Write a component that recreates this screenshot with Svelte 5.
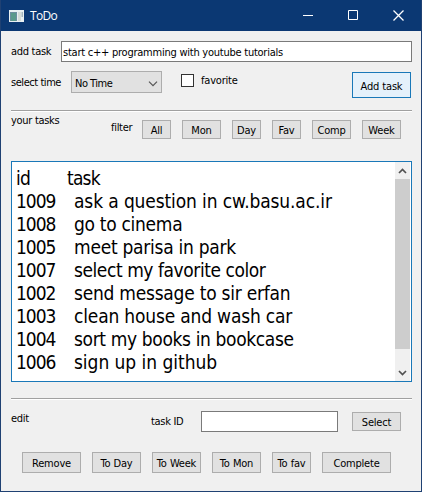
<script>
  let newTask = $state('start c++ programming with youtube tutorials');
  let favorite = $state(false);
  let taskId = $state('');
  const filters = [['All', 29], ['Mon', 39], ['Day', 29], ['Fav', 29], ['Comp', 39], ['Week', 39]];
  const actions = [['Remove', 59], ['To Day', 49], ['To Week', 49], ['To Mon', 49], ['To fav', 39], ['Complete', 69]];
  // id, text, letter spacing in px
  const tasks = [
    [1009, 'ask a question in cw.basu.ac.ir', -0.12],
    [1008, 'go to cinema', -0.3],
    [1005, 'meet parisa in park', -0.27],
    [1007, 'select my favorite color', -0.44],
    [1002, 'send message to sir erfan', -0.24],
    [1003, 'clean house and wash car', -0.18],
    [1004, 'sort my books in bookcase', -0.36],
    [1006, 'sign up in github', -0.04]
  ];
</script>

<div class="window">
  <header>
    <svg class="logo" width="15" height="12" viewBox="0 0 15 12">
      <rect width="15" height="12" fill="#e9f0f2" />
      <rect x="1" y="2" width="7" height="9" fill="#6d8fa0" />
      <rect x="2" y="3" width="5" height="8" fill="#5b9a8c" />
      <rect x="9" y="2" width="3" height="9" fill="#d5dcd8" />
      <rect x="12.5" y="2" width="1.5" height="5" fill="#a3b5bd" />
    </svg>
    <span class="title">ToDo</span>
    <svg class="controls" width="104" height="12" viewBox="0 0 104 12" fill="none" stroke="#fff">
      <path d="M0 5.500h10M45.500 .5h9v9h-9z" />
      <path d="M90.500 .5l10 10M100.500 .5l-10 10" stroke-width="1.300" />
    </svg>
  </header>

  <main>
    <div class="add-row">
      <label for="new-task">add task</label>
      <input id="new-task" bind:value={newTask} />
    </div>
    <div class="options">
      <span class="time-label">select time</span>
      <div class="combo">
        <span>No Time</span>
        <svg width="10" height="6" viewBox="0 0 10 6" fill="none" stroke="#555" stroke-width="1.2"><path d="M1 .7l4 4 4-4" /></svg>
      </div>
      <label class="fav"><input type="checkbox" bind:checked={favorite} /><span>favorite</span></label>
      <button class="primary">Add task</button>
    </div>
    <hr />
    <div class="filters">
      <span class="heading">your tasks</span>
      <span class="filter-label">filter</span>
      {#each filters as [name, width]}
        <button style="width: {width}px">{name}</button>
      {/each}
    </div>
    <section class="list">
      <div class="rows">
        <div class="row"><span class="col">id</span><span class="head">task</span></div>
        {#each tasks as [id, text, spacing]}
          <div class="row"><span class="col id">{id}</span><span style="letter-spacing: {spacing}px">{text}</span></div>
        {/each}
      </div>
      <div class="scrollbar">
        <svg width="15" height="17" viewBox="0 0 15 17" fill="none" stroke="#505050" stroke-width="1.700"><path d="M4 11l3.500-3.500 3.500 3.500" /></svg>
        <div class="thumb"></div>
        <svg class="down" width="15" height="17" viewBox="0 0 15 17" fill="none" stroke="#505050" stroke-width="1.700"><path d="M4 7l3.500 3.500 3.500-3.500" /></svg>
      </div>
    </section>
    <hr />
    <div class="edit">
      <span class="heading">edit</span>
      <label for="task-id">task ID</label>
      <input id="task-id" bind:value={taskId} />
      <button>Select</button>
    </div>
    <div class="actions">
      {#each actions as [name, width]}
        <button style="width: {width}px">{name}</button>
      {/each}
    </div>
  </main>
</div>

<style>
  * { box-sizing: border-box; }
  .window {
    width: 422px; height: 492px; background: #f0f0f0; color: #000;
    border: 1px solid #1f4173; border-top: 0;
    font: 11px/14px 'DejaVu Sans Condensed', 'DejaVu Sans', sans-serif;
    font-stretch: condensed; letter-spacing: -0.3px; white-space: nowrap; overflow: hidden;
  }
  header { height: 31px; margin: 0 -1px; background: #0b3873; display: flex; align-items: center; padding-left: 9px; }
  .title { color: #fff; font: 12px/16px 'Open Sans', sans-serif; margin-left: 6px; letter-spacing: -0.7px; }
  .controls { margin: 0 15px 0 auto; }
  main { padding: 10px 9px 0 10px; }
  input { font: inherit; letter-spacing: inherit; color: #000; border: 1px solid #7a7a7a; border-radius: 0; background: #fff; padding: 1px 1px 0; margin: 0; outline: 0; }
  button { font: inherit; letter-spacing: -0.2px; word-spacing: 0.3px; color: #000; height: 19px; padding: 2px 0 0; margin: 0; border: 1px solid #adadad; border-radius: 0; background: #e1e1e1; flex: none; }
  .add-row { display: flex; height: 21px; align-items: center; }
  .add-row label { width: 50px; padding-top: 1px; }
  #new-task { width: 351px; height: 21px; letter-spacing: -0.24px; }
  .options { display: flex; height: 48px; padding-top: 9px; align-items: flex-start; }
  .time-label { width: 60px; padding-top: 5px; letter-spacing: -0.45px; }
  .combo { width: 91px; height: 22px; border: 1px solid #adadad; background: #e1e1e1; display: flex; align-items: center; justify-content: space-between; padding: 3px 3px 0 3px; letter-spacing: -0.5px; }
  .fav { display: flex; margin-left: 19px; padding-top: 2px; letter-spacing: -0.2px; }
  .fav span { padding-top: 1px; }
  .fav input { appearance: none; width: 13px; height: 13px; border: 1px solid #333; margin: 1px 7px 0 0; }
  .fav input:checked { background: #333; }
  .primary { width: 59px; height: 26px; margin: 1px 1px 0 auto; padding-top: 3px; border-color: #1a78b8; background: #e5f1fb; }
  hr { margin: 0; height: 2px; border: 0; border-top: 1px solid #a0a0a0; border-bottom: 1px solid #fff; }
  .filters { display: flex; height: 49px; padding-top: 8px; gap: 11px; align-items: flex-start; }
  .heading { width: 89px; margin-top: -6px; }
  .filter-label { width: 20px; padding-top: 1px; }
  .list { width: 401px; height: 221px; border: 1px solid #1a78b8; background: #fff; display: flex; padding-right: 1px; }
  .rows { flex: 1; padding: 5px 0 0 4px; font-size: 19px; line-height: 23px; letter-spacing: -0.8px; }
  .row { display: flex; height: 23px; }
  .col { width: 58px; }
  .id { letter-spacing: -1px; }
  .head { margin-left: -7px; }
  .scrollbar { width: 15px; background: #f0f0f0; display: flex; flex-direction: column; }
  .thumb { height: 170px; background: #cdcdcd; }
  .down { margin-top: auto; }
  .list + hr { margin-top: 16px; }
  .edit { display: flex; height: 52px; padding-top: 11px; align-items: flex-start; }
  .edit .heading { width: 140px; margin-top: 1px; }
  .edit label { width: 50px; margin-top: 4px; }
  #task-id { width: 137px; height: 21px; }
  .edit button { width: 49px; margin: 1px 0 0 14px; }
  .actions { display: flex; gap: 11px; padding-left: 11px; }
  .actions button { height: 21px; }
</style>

********

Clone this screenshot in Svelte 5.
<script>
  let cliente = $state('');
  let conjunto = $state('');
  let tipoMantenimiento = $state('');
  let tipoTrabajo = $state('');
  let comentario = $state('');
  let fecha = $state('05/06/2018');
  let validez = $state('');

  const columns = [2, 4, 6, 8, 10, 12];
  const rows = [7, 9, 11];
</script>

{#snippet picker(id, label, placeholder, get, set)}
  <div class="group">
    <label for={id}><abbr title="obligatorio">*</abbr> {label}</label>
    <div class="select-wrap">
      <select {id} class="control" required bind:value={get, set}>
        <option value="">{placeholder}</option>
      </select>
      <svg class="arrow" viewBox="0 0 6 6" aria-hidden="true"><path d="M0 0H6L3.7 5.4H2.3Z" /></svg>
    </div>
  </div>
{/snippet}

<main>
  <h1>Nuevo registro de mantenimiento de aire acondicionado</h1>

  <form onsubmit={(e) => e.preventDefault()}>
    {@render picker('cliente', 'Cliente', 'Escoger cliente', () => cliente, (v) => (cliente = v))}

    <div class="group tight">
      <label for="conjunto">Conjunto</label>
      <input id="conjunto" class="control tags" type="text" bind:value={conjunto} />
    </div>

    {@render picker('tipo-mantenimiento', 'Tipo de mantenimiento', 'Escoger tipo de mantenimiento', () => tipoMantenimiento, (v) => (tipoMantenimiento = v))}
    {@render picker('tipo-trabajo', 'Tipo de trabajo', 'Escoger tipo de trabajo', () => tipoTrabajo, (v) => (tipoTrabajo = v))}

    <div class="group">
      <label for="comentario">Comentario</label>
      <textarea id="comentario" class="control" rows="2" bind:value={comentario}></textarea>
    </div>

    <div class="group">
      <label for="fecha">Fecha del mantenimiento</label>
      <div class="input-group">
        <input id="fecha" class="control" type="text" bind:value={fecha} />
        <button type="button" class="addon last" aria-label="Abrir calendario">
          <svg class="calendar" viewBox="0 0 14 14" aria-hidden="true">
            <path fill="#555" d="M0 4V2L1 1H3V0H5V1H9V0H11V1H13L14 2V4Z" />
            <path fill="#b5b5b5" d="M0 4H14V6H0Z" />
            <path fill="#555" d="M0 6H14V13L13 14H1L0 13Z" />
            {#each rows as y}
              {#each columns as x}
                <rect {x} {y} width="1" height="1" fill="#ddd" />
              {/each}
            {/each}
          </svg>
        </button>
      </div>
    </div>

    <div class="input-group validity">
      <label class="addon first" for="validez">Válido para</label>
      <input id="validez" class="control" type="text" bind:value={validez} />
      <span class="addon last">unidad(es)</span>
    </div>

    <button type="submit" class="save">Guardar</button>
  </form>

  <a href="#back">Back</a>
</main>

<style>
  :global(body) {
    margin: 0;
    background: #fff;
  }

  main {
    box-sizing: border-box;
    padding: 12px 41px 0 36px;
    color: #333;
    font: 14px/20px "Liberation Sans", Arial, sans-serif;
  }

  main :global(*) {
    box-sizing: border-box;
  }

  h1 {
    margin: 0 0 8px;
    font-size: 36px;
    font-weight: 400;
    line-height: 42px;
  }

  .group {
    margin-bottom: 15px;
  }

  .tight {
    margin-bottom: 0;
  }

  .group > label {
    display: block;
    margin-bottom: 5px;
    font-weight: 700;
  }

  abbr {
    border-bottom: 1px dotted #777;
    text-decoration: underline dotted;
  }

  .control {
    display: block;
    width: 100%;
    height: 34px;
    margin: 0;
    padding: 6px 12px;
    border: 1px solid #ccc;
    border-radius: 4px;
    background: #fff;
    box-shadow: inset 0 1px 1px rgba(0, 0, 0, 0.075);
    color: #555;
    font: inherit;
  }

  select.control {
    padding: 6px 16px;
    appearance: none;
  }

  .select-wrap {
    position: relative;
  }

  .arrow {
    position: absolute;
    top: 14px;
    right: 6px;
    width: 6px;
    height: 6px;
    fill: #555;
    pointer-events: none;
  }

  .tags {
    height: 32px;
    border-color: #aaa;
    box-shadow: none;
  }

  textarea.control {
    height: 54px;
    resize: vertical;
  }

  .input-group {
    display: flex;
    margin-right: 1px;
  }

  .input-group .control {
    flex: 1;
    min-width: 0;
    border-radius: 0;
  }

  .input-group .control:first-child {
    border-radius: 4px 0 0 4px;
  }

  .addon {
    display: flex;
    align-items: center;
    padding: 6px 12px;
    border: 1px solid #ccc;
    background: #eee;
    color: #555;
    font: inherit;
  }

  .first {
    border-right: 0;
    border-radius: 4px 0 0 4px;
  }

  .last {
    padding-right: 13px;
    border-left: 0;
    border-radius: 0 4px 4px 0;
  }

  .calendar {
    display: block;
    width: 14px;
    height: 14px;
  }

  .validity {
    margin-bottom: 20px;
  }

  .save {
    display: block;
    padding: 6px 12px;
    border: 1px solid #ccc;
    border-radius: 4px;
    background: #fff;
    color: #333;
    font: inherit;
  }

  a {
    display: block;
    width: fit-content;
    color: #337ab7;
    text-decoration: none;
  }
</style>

********

▶ [Goal] In the data above, find the line that contains "Clone this screenshot in Svelte 5." and the line that contains "picker('cliente', 'Cliente', 'Escoger". Repeat exactly those lines and every line between them, and only those.

▶ [Correct result]
Clone this screenshot in Svelte 5.
<script>
  let cliente = $state('');
  let conjunto = $state('');
  let tipoMantenimiento = $state('');
  let tipoTrabajo = $state('');
  let comentario = $state('');
  let fecha = $state('05/06/2018');
  let validez = $state('');

  const columns = [2, 4, 6, 8, 10, 12];
  const rows = [7, 9, 11];
</script>

{#snippet picker(id, label, placeholder, get, set)}
  <div class="group">
    <label for={id}><abbr title="obligatorio">*</abbr> {label}</label>
    <div class="select-wrap">
      <select {id} class="control" required bind:value={get, set}>
        <option value="">{placeholder}</option>
      </select>
      <svg class="arrow" viewBox="0 0 6 6" aria-hidden="true"><path d="M0 0H6L3.7 5.4H2.3Z" /></svg>
    </div>
  </div>
{/snippet}

<main>
  <h1>Nuevo registro de mantenimiento de aire acondicionado</h1>

  <form onsubmit={(e) => e.preventDefault()}>
    {@render picker('cliente', 'Cliente', 'Escoger cliente', () => cliente, (v) => (cliente = v))}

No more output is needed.